- Request
Extract every line of the material that holds the string "this".

- Provided records

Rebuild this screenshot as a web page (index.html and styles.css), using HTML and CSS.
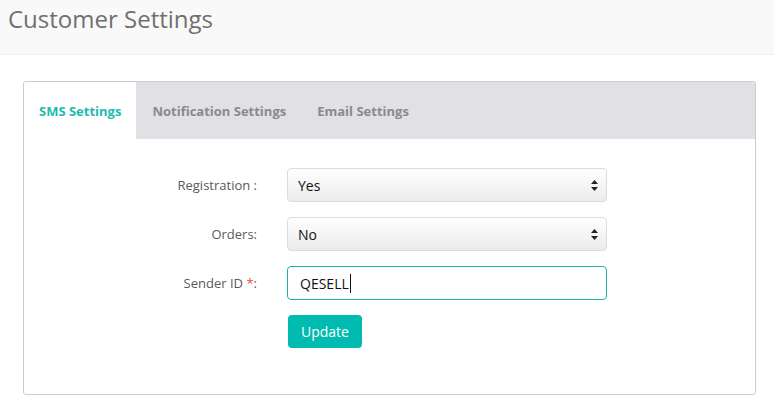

--

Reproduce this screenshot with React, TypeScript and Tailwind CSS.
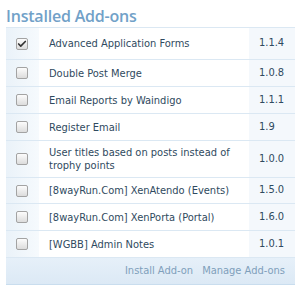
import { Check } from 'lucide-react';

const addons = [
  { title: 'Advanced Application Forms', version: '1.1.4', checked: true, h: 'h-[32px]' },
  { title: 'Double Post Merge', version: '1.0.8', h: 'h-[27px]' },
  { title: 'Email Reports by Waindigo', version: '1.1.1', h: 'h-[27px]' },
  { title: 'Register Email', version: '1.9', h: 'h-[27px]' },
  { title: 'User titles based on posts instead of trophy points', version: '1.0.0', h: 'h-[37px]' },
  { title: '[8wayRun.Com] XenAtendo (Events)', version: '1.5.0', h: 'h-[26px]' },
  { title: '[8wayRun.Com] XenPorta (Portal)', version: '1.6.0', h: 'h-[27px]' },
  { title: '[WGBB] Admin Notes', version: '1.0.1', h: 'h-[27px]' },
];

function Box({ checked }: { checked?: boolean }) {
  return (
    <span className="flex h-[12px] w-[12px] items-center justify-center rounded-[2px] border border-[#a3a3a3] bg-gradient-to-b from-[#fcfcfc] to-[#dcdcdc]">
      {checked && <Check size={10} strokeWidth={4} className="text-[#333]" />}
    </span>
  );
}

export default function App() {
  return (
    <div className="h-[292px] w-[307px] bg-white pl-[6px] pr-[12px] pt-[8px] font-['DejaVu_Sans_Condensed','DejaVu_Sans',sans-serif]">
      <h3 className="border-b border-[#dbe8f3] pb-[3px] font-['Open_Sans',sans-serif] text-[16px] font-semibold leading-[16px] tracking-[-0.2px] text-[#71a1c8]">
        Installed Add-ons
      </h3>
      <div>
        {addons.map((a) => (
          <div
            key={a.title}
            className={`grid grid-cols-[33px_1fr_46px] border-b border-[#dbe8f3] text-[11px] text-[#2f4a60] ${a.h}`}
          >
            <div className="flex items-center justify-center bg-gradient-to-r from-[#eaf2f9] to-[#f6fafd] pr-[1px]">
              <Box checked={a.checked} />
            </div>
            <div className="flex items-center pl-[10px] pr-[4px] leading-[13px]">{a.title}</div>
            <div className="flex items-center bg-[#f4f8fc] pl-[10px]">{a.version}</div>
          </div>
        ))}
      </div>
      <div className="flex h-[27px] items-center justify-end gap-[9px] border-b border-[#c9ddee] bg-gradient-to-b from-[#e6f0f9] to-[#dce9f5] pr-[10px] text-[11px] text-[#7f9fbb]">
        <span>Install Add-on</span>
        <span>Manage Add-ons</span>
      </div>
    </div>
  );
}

- Complete output
Rebuild this screenshot as a web page (index.html and styles.css), using HTML and CSS.
Reproduce this screenshot with React, TypeScript and Tailwind CSS.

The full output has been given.